CHERYL RANDECKER: Actually, I was in China for Honeywell’s, moving their lines. And then—I was over there in June of 2010, and they said the automotive line had been sold. When we got back Freeport—
AMY GOODMAN: You learned in China.
CHERYL RANDECKER: In China. When we got back to Freeport, we asked the managers at that time if this was true. "No, this is not true." October, the end of October of that same year, they announced that they were being—the automotive line was being sold to China, or just Sensata, and was—probably be moved.
AMY GOODMAN: So, now, you were training your replacements in China, and then the Chinese—some of the Chinese workers came to the plant to be trained here, as well, in the United States?
CHERYL RANDECKER: The workers that I trained in China were for Honeywell. The workers that we trained here in the States at—this last group of people were the Sensata workers.
AMY GOODMAN: How did that feel to be training your replacement?
CHERYL RANDECKER: Knowing that you’re going to be completely out of a job and there’s no hope for any job in our area, it was gut-wrenching, because you don’t know where the next point is going to be. I mean, we’re 52 years old. What are we going to do? So, within three weeks—or, not three weeks, three months, my life is going to change as I know it. And to start over at this point in my life is extremely scary.
AMY GOODMAN: But you don’t blame the Chinese workers.
CHERYL RANDECKER: I don’t blame the workers so as much as I blame the governments of both countries.
AMY GOODMAN: Tom, taking this issue to Mitt Romney, how have you done it? Where have you raised your voice?
TOM GAULRAPP: Well, the first thing we did was the employees signed an open letter to Mitt Romney urging him to come to Freeport and to help save our jobs.
AMY GOODMAN: Now, locate Freeport, Illinois, for us.

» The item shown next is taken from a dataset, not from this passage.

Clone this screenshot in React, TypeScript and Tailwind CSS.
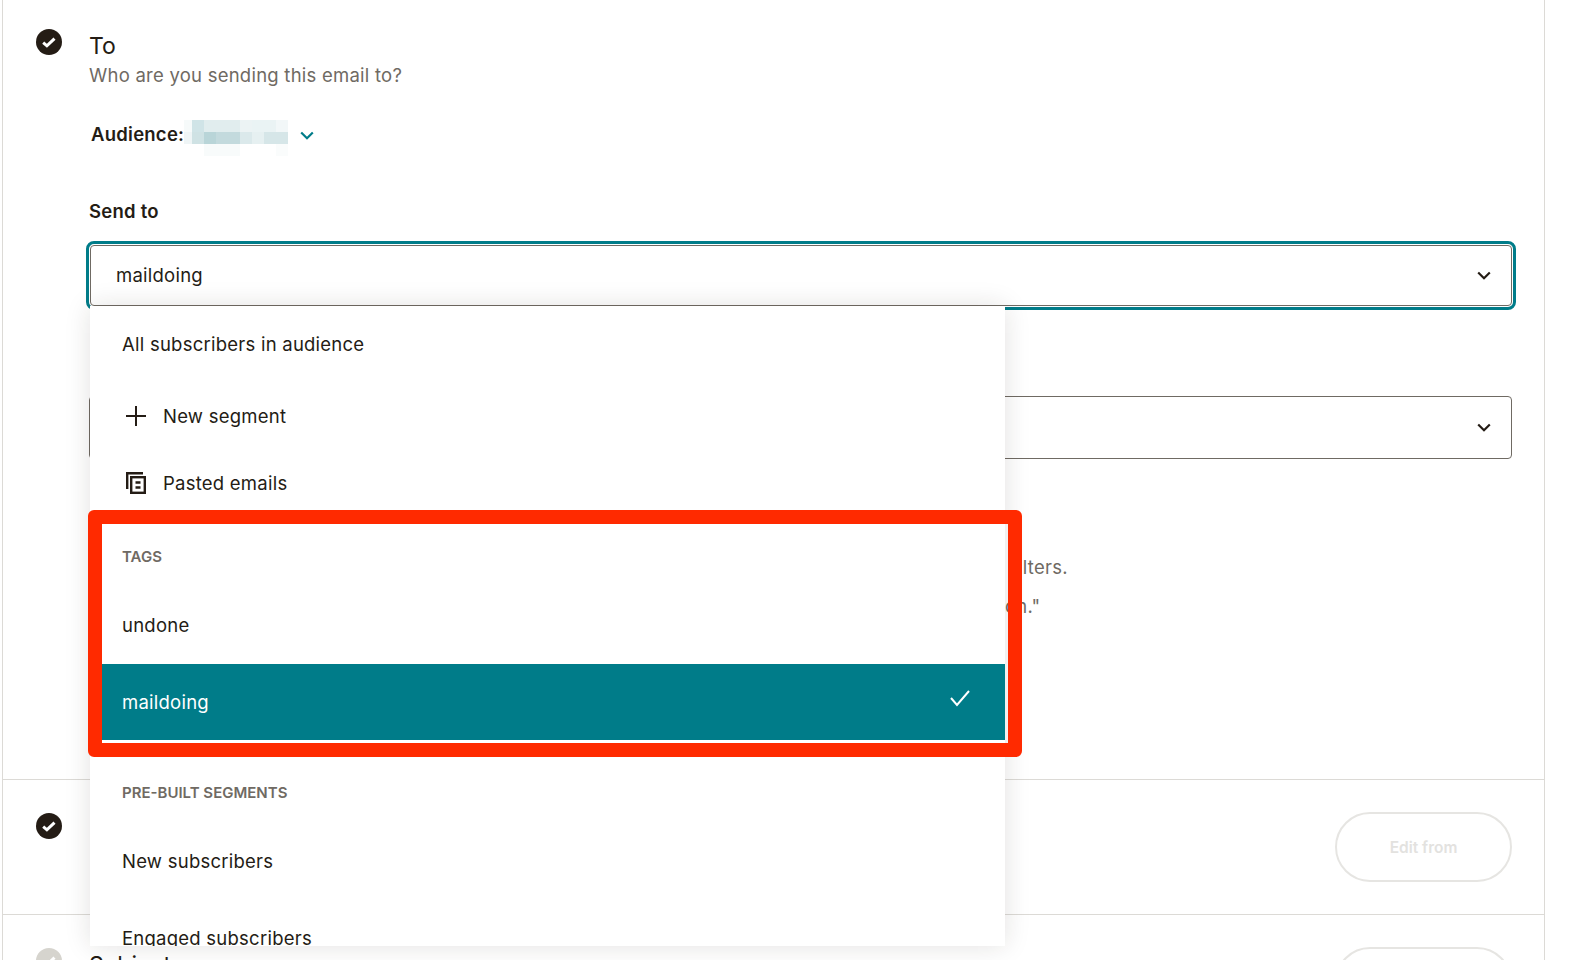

TOM GAULRAPP: Freeport, Illinois, is about two hours west of Chicago and about 20 miles south of the Wisconsin border, so it’s really in the northwestern corner of the area, of Illinois. And the economy there is really bad. So, after we wrote the open letter, we did petition drives to congressmen. We did a petition drive to—which was delivered to the Bain Capital headquarters in Evanston, Illinois. And we attempted to bring the open letter to the Romney campaign headquarters after they repeatedly said that they were unaware of the situation. At every stop when we had to—tried to have contact with them, they locked us out of the building. At the one campaign headquarters outside of Madison, Wisconsin, they called the police on us. So then we tried to ratchet it up, and we actually went to a Romney event, campaign event, in Bettendorf, Iowa, where we politely asked him to come to Freeport, Illinois, and help save our jobs. And our response there was we were also forcibly removed from there. So, we decided to ratchet up even more, and that’s why we’re here.
AMY GOODMAN: Talk about the supporters of Mitt Romney when you come to events where he is, what their response is to you?
TOM GAULRAPP: Well, you know, we’re there trying to save our jobs, and we were called communists. For trying to save our jobs from going to China from the United States, we were called communists. They—if there hadn’t been a large police group in there, I’m sure we would have been more threatened. They started this "U.S.A." chant. It’s like, yes, we’re all for the U.S.A., too. That’s what we’re trying to do here. We’re trying to keep well-paying manufacturing jobs from being moved out of this country to China. And they make it sound like we’re not patriotic. And it boggles the mind as to what they’re thinking.